Is there any reference source available that tracks card valuations over 1yr, 2yr, 5yr etc between PSA & SGC?
Secondly,
Pro's ---Con's between an PSA graded vintage and an SGC graded vintage in regards to strengths in preserving said card's market valuation /insurable interest over the same time frames?

Any and all input appreciated!

Thanks!
 

jay1065

New member
Aug 7, 2008
2,220
0
Lowell, MA
UpTheAlley said:
Is there any reference source available that tracks card valuations over 1yr, 2yr, 5yr etc between PSA & SGC?

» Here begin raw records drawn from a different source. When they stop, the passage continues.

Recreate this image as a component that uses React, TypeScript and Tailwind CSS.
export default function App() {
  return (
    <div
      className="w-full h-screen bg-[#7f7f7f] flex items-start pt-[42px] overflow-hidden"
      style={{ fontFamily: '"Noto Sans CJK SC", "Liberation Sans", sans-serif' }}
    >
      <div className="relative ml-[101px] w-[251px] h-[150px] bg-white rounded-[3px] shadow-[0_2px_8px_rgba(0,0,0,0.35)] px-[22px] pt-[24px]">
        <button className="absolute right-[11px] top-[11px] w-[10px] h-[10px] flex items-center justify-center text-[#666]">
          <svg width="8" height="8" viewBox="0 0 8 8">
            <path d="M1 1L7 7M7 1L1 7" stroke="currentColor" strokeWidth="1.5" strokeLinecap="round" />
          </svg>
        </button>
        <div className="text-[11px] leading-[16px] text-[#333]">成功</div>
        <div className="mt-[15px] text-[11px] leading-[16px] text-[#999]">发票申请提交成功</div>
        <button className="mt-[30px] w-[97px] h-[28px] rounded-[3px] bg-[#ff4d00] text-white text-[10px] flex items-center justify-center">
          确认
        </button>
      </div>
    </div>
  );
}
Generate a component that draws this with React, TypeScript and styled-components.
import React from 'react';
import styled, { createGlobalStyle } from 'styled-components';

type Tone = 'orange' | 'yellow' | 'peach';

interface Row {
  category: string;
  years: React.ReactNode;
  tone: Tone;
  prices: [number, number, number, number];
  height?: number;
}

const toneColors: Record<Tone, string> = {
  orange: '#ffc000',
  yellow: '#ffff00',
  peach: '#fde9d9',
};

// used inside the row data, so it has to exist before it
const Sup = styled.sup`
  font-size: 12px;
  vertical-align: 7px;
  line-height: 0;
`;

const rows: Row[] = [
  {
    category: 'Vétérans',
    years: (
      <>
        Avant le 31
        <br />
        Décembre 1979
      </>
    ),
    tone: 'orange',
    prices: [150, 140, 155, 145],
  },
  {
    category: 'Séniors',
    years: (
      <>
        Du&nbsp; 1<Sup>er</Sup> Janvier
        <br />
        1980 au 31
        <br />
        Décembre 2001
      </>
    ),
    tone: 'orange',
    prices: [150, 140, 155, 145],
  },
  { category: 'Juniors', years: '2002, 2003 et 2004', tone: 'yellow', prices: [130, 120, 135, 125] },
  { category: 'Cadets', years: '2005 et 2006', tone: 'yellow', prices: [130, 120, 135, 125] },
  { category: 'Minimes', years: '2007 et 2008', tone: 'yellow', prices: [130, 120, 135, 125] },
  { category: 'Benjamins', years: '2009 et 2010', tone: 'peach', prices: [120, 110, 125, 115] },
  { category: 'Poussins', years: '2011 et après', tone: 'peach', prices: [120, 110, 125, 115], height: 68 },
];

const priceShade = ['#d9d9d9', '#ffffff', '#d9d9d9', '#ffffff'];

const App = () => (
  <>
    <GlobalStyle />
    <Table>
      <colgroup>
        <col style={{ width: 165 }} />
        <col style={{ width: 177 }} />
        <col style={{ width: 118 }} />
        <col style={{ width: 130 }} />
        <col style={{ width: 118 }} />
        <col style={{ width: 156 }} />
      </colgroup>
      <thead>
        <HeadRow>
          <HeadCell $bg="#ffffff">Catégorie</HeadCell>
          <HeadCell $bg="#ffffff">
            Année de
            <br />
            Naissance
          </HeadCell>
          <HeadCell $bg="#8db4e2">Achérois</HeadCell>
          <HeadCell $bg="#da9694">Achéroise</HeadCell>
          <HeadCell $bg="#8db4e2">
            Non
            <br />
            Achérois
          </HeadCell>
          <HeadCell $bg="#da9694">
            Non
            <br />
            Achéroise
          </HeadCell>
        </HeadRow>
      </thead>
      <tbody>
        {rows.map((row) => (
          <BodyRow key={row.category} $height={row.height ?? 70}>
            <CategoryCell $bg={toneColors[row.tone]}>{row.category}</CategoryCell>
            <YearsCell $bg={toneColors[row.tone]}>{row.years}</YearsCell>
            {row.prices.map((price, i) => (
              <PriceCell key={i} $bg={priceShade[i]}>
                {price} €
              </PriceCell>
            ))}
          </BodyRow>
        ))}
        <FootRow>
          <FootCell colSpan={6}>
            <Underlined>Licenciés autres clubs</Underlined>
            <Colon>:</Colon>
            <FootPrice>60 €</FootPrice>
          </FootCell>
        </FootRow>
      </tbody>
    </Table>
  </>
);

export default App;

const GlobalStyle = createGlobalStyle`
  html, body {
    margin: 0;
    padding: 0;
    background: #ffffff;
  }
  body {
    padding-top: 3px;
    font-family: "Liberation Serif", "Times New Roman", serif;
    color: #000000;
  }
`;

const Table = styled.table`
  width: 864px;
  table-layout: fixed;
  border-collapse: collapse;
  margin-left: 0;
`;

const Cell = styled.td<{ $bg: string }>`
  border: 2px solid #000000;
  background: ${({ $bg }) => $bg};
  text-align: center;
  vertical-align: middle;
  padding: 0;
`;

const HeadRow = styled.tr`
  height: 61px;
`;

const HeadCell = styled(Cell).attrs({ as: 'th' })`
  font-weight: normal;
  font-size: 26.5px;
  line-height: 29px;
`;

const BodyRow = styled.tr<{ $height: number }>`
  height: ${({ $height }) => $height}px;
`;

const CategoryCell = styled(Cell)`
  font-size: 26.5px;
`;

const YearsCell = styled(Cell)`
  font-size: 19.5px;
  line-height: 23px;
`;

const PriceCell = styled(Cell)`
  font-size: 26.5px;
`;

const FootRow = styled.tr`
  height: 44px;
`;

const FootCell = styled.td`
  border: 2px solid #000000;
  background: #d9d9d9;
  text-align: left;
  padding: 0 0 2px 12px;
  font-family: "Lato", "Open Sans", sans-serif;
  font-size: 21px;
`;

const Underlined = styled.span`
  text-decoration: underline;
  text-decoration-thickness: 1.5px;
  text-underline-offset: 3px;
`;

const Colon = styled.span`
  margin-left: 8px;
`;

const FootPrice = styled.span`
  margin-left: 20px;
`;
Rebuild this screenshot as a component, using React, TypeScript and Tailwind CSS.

http://www.vintagecardprices.com/

I'm not sure how far back they will track a card or set, however.

UpTheAlley said:
Pro's ---Con's between an PSA graded vintage and an SGC graded vintage in regards to strengths in preserving said card's market valuation /insurable interest over the same time frames?

Economic factors aside, I believe post-WWII PSA slabbed cards will hold their value slightly more than SGC based on the popularity of their registry. As for prewar, I would go with SGC.
 

fkw

New member
May 28, 2010
879
0
Kea'au, HI
If you can list a few cards as examples it would be easier to answer the question more specifically...

It all depends on the vintage card... some are extremely common and exist in numbers of 5,000++ examples known, and some are unique, where only a single example is known (ie Holland Ice Cream Peckinpaugh, Just So Cy Young, T231 Frank Baker, etc.).

If you're collecting common vintage cards... ie T206, T205, all the Goudeys, E120, E121, E90-1 thru E98, Cracker Jacks, PlayBall, etc. then the history of previous sales are well known. These cards are often found for sale and are easy to value because of so many sales being tracked for the last few years.

You can use something like http://www.vintagecardprices.com to look up previous sales in similar grade.

But, If you collect the rare stuff, ie Big Eaters, Texas Tommy, E222, J=K, T216 VE, D303 Mothers, etc. Then you will have to guesstimate what a card might or should sell for. Some of these rarities only show for sale at auction once every ten years or so if that. only place you may find info on what these have sold for in the past is in major auction catalogs over the last 25 years.

****edited to say I wrote this before I read Jay's reply

PSA might be the way to go if you like the registry set deal they have going, and commonly collected sets like T206, R319, E145-2 etc. will sell for more $$ because of this alone.

IMO PSA lacks/slacks in grading cards from many vintage sets because their quality control is weak at best.... they have made so many ID mistakes its old news now. Also their slabs are inferior IMO, with some cards "floating" around within the slab.

SGC is #1 for all Vintage 19th Century-PreWar besides the very common sets that registry guys collect (noted above).
 

UpTheAlley

New member
Sep 26, 2009
211
0
North Carolina
Hi Jay, FKW!

I really appreciate the input guys, thanks!

FKW- you have presented alot for me to chew about upon! I appreciate you sharing the knowledge!